** Stated task **
Filter the data for lines with the word "this", then copy every line so identified.

** Given data **
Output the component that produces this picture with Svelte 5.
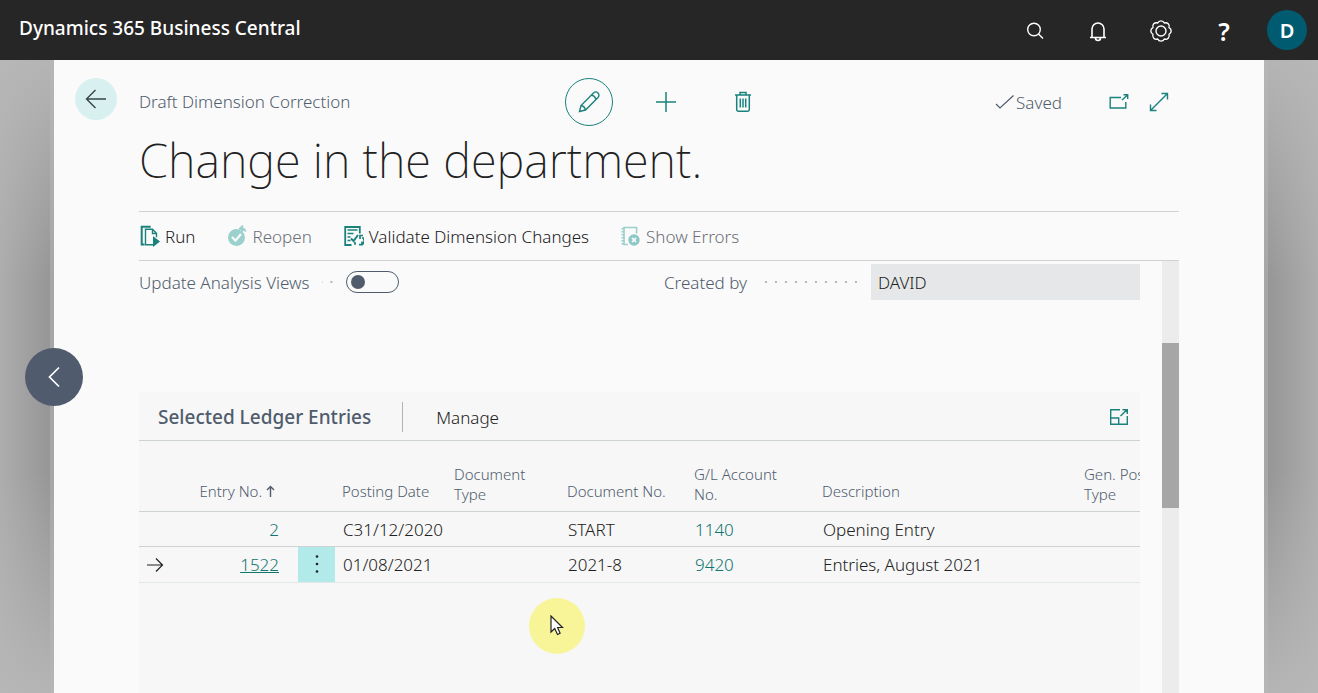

---

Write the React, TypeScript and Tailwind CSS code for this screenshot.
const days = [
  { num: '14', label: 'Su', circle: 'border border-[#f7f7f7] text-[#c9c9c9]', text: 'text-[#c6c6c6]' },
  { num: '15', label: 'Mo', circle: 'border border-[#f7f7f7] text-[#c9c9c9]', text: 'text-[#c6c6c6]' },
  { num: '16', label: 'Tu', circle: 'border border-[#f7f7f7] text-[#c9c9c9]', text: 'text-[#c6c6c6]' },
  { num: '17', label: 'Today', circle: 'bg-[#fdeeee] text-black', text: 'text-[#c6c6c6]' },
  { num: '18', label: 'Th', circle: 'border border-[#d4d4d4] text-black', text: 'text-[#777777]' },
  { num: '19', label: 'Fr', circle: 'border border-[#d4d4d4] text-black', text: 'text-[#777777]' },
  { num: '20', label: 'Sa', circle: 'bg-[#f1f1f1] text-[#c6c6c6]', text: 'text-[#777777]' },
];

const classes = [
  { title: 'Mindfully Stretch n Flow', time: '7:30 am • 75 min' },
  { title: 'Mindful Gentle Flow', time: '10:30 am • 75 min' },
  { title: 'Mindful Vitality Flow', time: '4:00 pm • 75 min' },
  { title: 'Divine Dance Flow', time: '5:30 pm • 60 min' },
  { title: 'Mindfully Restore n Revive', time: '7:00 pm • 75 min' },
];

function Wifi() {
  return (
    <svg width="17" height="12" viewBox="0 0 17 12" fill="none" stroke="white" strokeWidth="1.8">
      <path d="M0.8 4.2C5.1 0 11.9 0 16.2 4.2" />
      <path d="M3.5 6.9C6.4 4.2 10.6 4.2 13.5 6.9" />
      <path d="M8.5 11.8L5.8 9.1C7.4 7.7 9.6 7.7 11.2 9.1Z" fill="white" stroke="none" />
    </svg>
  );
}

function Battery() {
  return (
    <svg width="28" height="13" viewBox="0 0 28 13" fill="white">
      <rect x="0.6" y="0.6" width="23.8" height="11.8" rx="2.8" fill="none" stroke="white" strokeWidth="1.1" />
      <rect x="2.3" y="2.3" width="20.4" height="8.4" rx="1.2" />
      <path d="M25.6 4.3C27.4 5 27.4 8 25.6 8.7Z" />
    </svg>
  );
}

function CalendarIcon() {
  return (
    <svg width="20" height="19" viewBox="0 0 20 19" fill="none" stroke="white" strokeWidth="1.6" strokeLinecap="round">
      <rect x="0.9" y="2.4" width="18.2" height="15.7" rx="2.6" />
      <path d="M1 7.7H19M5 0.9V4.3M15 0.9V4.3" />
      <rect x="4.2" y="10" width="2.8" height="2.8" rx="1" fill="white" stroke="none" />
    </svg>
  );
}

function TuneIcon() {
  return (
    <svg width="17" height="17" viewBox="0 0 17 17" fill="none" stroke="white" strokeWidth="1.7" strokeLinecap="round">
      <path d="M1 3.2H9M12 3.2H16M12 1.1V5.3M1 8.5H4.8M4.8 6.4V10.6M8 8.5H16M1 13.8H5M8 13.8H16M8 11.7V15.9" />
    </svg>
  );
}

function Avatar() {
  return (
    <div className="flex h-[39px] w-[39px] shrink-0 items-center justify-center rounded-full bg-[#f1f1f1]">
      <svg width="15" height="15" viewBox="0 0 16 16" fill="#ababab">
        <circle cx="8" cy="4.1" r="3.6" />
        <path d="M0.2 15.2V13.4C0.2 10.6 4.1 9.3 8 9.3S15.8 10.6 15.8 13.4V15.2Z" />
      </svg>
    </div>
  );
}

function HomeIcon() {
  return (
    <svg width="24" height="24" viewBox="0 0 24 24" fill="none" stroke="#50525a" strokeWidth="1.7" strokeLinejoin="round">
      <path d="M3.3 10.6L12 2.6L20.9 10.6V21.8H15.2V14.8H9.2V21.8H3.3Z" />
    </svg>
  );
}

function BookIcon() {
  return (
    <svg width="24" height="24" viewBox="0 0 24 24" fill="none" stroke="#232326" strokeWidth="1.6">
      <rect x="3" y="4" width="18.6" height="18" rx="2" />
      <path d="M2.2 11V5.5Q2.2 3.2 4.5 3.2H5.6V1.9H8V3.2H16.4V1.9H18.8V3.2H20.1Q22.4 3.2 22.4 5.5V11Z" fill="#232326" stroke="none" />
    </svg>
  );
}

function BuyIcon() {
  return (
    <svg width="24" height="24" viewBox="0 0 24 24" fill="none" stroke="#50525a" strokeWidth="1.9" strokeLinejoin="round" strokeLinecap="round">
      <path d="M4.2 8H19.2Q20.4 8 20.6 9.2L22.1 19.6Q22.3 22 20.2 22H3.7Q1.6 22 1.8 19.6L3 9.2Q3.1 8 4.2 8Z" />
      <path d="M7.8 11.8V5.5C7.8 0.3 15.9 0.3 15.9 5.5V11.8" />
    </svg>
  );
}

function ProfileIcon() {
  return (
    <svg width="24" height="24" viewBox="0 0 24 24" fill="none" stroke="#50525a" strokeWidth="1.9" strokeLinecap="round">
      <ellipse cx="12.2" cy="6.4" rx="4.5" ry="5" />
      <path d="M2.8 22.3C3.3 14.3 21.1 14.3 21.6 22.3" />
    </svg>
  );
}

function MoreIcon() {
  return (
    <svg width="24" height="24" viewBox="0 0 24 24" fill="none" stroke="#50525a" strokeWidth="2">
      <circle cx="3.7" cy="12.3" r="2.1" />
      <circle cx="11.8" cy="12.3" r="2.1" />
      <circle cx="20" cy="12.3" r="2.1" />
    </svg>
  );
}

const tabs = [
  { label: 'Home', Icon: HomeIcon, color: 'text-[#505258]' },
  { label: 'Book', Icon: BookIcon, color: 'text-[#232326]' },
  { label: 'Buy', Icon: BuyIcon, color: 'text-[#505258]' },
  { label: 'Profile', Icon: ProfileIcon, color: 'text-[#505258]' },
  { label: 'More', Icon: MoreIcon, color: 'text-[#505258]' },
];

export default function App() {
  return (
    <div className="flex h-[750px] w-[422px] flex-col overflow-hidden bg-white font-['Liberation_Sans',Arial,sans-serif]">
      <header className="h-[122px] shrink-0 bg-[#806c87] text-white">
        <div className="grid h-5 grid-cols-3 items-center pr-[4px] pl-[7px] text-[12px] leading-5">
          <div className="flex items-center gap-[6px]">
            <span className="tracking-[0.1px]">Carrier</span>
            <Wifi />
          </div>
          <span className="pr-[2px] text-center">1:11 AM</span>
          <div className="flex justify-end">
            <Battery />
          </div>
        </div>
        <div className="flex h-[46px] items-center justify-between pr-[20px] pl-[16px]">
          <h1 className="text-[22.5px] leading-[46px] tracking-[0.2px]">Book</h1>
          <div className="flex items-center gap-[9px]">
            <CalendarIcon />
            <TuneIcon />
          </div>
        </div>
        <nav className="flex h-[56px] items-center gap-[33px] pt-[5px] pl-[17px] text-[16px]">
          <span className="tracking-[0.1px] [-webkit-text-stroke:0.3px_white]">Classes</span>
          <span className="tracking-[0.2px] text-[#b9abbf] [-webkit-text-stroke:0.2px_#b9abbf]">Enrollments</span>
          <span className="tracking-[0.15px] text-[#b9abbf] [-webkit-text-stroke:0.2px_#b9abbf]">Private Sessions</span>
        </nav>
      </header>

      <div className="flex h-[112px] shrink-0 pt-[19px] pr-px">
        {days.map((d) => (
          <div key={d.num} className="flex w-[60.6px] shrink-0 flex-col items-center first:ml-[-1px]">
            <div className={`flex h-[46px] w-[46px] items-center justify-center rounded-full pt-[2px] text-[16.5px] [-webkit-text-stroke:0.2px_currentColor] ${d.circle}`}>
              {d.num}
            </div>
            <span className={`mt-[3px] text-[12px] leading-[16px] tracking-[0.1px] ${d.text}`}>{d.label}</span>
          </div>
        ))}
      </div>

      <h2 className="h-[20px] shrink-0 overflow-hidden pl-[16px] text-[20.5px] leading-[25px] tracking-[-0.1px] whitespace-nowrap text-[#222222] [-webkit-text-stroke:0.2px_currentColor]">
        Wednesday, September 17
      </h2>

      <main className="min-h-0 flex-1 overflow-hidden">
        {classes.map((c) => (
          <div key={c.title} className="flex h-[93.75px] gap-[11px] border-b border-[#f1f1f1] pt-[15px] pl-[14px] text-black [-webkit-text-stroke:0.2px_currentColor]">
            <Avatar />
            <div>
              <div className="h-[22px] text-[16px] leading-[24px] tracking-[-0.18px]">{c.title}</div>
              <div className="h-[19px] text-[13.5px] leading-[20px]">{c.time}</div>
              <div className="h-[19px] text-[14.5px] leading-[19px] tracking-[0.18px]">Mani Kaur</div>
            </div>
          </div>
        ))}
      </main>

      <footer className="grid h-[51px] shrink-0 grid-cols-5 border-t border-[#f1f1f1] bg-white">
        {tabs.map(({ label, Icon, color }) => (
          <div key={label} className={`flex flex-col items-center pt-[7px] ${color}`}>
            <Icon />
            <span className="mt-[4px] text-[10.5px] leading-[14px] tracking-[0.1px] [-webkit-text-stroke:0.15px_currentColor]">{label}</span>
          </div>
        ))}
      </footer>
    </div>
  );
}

** Exercise output **
Output the component that produces this picture with Svelte 5.
Write the React, TypeScript and Tailwind CSS code for this screenshot.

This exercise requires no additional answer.